Expériences. De Belfort, on retiendra quelques beaux premiers films qui inventent des dispositifs expérimentaux inédits. A Belfort, on trouve des bons et des mauvais films, des amis et des emmerdeurs, un vieux maître italien et un canadien déjanté qui sait se souvenir de Blow up quand il tourne Crash, et même un ministre de l’Intérieur […]
Expériences. De Belfort, on retiendra quelques beaux premiers films qui inventent des dispositifs expérimentaux inédits.
A Belfort, on trouve des bons et des mauvais films, des amis et des emmerdeurs, un vieux maître italien et un canadien déjanté qui sait se souvenir de Blow up quand il tourne Crash, et même un ministre de l’Intérieur miraculé, revenu dans sa bonne ville pour honorer Janine Bazin, son amie de vingt ans qui est aussi la nôtre. Il y avait à boire et à manger, à prendre et à laisser, de quoi s’émouvoir et de quoi s’agacer. Mais comme l’agacement est un sentiment passager, on oubliera vite un méchant documentaire « à sujet fort » qui se voudrait vachement culpabilisant alors qu’il n’est que racoleur (Fragments sur la misère de Christophe Otzenberger), ou une interminable pochade adolescente dont l’intérêt est inversement proportionnel à l’arrogance sectaire de ses participants (La Révolution sexuelle n’a pas eu lieu de Judith Cahen). En revanche, il faudra désormais compter sur Yves Caumon (La Beauté du monde), Sophie Brédier et Myriam Aziza (Nos traces silencieuses), et Anri Sala (Intervista, quelques mots pour le dire…).
S’il est souvent sur le fil du rasoir du chromo déiste et du naturalisme prétendument malaisant tendance La Vie de Jésus, La Beauté du monde échappe à la lourdeur symbolique qui le menace grâce à un sens très affirmé de la durée et de la tenue des plans. Caumon montre des personnages égarés de solitude dans une nature aussi belle qu’indifférente en conservant toujours une part d’ambiguïté : filme-t-il les inquiétantes manifestations de la folie ou bien les étapes escarpées du chemin vers la sainteté ? Il montre que les deux hypothèses sont toujours liées et bâtit son projet sur l’ombre du doute. Le résultat est fort et original. Deux adjectifs qui conviennent parfaitement au documentaire autofictionnel de Brédier et Aziza. En partant de l’idée que ses cicatrices sont autant de traces qui contiennent la partie enfouie de son histoire d’orpheline coréenne adoptée par une famille française, Brédier se lance dans une exploration sensitive de la mémoire latente. Sous le regard de sa complice, elle interroge sans relâche son corps écrit, et parvient ainsi à se frayer un chemin vers une unification incomplète mais vitale. Le plus beau étant la manière dont le film englobe un champ de plus en plus vaste sans renoncer à la modestie rigoureuse de son dispositif.

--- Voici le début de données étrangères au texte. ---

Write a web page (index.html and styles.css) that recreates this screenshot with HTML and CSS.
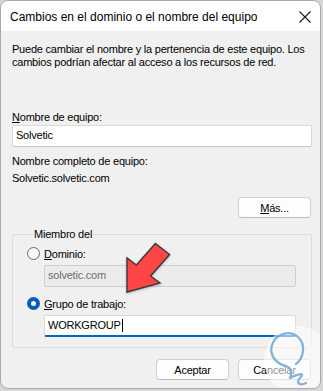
FILE: index.html
```html
<!DOCTYPE html>
<html lang="es">

<head>
    <meta charset="UTF-8">
    <title>Cambios en el dominio o el nombre del equipo</title>
    <link rel="stylesheet" href="styles.css">
</head>

<body>

    <div class="window">
        <div class="titlebar">
            <span class="title">Cambios en el dominio o el nombre del equipo</span>
            <svg class="close" width="12" height="12" viewBox="0 0 12 12">
                <path d="M0.5 0.5 L11.5 11.5 M11.5 0.5 L0.5 11.5" stroke="#1a1a1a" stroke-width="1.1" fill="none"/>
            </svg>
        </div>

        <div class="content">
            <p class="intro">Puede cambiar el nombre y la pertenencia de este equipo. Los<br>cambios podrían afectar al acceso a los recursos de red.</p>

            <div class="field-label"><u>N</u>ombre de equipo:</div>
            <div class="textbox">Solvetic</div>

            <div class="info">Nombre completo de equipo:</div>
            <div class="info">Solvetic.solvetic.com</div>

            <div class="more-row">
                <button class="btn more"><u>M</u>ás...</button>
            </div>

            <fieldset class="group">
                <legend>Miembro del</legend>
                <div class="radio-row">
                    <span class="radio"></span>
                    <span><u>D</u>ominio:</span>
                </div>
                <div class="textbox disabled">solvetic.com</div>
                <div class="radio-row second">
                    <span class="radio checked"></span>
                    <span><u>G</u>rupo de trabajo:</span>
                </div>
                <div class="textbox active">WORKGROUP<span class="caret"></span></div>
            </fieldset>

            <div class="actions">
                <button class="btn">Aceptar</button>
                <button class="btn">Cancelar</button>
            </div>
        </div>

        <!-- flecha roja -->
        <svg class="arrow" width="60" height="60" viewBox="120 238 60 60">
            <polygon points="127,292 127,258 136.4,265 155.4,243.5 169.6,254.5 150.6,276 160,283"
                fill="#ff4646" stroke="#3a3a3a" stroke-width="1.4" stroke-linejoin="miter"/>
        </svg>

        <!-- marca de agua -->
        <svg class="watermark" width="70" height="70" viewBox="260 325 70 70">
            <circle cx="298" cy="360" r="34" fill="#ffffff" fill-opacity="0.55"/>
            <path d="M296 364 C304 358 306 344 298 337 C290 330 276 333 272 345 C269 355 276 364 286 366 C292 368 292 374 290 378 C298 374 306 372 300 378 C295 383 300 386 306 383"
                fill="none" stroke="#6fa7d6" stroke-width="2.3" stroke-linecap="round" stroke-linejoin="round" stroke-opacity="0.85"/>
        </svg>
    </div>

</body>

</html>
```

FILE: styles.css
```css
body {
    margin: 0;
    background-color: #d6d6d6;
    font-family: 'Liberation Sans', Arial, sans-serif;
    font-size: 11px;
    letter-spacing: -0.22px;
    color: #000;
}

.window {
    position: relative;
    width: 321px;
    height: 389px;
    box-sizing: border-box;
    background-color: #f0f0f0;
    border: 1px solid #a9a9a9;
    border-radius: 8px;
    overflow: hidden;
}

.titlebar {
    height: 30px;
    background-color: #fff;
    display: flex;
    align-items: center;
    justify-content: space-between;
    padding: 0 9px 0 9px;
}

.title {
    font-size: 12px;
    letter-spacing: 0;
    padding-top: 2px;
}

.close {
    margin-top: 2px;
}

.content {
    padding: 0 8px 0 11px;
}

.intro {
    margin: 12px 0 0 0;
    line-height: 13px;
    white-space: nowrap;
}

.field-label {
    margin-top: 42px;
    line-height: 13px;
}

.textbox {
    box-sizing: border-box;
    height: 22px;
    margin-top: 1px;
    padding: 1px 3px;
    line-height: 17px;
    background-color: #fff;
    border: 1px solid #dadada;
    border-bottom-color: #c4c4c4;
    border-radius: 2px;
}

.info {
    line-height: 17px;
}

.textbox + .info {
    margin-top: 6px;
}

.more-row {
    display: flex;
    justify-content: flex-end;
    margin-top: 10px;
}

.btn {
    box-sizing: border-box;
    width: 73px;
    height: 21px;
    padding: 0;
    font-family: inherit;
    font-size: 11px;
    letter-spacing: -0.22px;
    color: #000;
    background-color: #fdfdfd;
    border: 1px solid #d0d0d0;
    border-bottom-color: #bdbdbd;
    border-radius: 4px;
}

.more {
    margin-right: 1px;
}

.group {
    margin: 10px 0 0 0;
    padding: 5px 15px 10px 14px;
    border: 1px solid #dcdcdc;
    border-radius: 2px;
}

.group legend {
    padding: 0 2px;
    margin-left: 5px;
    line-height: 13px;
}

.radio-row {
    display: flex;
    align-items: center;
    gap: 4px;
    height: 15px;
}

.radio-row.second {
    margin-top: 9px;
}

.radio {
    box-sizing: border-box;
    width: 13px;
    height: 13px;
    border: 1px solid #6a6a6a;
    border-radius: 50%;
    background-color: #f7f7f7;
}

.radio.checked {
    border: 4px solid #005fb8;
    background-color: #fff;
}

.group .textbox {
    margin-left: 17px;
    margin-top: 4px;
}

.textbox.disabled {
    background-color: #ececec;
    border-color: #cfcfcf;
    color: #6d6d6d;
}

.textbox.active {
    border-bottom: 2px solid #0067c0;
    display: flex;
    align-items: center;
}

.caret {
    display: inline-block;
    width: 1px;
    height: 13px;
    margin-left: 1px;
    background-color: #000;
}

.actions {
    display: flex;
    justify-content: flex-end;
    gap: 9px;
    margin-top: 11px;
    padding-right: 1px;
}

.arrow {
    position: absolute;
    left: 119px;
    top: 237px;
    filter: drop-shadow(0 1px 1px rgba(0, 0, 0, 0.25));
}

.watermark {
    position: absolute;
    left: 259px;
    top: 324px;
}
```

En tentant de faire parler une bobine de film muet qui montre le passé officiel de sa mère (elle était responsable des Jeunesses Communistes en Albanie), et en la soumettant vingt ans après à son regard incrédule, Anri Sala invente lui aussi une geste cinématographique qui allie exploration du très intime et questionnement historique. Là encore, le film est réussi, parce qu’il cherche moins à régler des comptes qu’à éclairer une zone d’ombre afin de parvenir à une forme de réconciliation lucide. Pour capter un réel toujours fuyant, Sala et Brédier/Aziza ont dû concevoir des dispositifs expérimentaux inédits qui leur permettent de retrouver des corps à travers le temps, ou l’inverse. Cronenberg comme Antonioni peuvent donc être fiers d’eux.